第4回 カレーの匂いに誘われて

ヴェネチアは世界中からの観光客でいっぱいだった。迷路のようにくねる路地をゾロゾロと観光客がゆく。道の両側にはカフェテラスやレストランがテーブルを出し、街中が露店市場という感じである。
ヨーロッパ系、アジア系、アラブ系と観光客も国際的で、英語、フランス語、中国語など、さまざまな言葉が飛び交っている。人口が約28万人という小さな街に、年間2100万人以上のツーリストが訪れるという。押し寄せる人の体重で地盤沈下が起こっているのではないか、とも思えるくらいだ。
ふと観光客の足が途絶えた。とある裏小路から懐かしい匂いが漂ってきた。うふふ、カレーの匂いだ。匂いの主は「EURO FOODS」という小さなテイクアウト・ショップだった。店の前にはテーブルがひとつだけ置いてある。
「カレーライスあるの?」
ときくと、30歳くらいの若い店主が、にこにこ笑って、
「チキン・カレー、うまいよ」
と勧める。
「しめた!」
イタリアに入って以来、”イタ飯”続きで、実は飽き飽きしていたのだ。スパゲッティもピッツアもおいしいが、毎日食べていると、さすがにうんざりしてしまう。気温は33度!猛暑のなかを歩いてきた。ここでカレーを食べてみよう。亭主のエメル・ラフマン君(32歳)はバングラディシュの人。故国から身ひとつで出てきて、ヴェネチアのヒルトンホテルで7年修業し、この春ようやくここに店をもった。
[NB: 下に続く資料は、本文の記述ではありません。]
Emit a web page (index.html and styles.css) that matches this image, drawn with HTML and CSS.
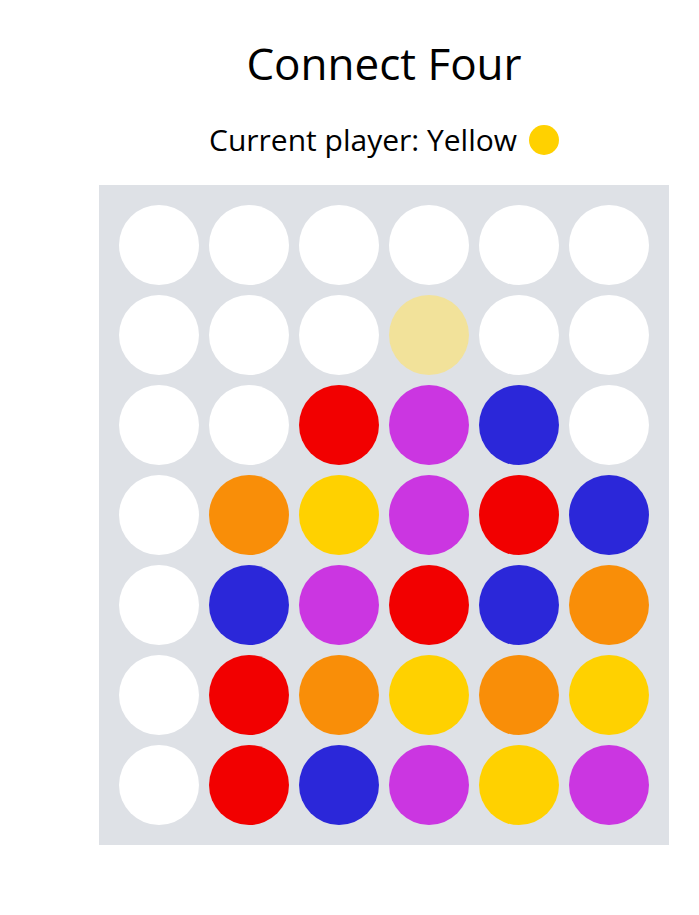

バングラの星である。
「日本には祖国を助けてもらっている。一番いい国だ」
リップサービスも怠りない。人通りは少ないが、家賃は安く、市場からも近いという。
「この街はいいところだよ。差別がないし、皆優しくしてくれる」
奥さんも故国から呼んで、今は一緒に働いている。黒髪で肌の艶やかなアジア美人だ。 チキンカレーが4.0ユーロ、ライスが3.5ユーロ。ヴェネチアは店で食べるとピッツアが12ユーロ以上する観光地だから、安くて、うまくて、栄養バランスもこの上ない。 懐かしい匂いに包まれて、ヴェネチアの昼餉を楽しんだ。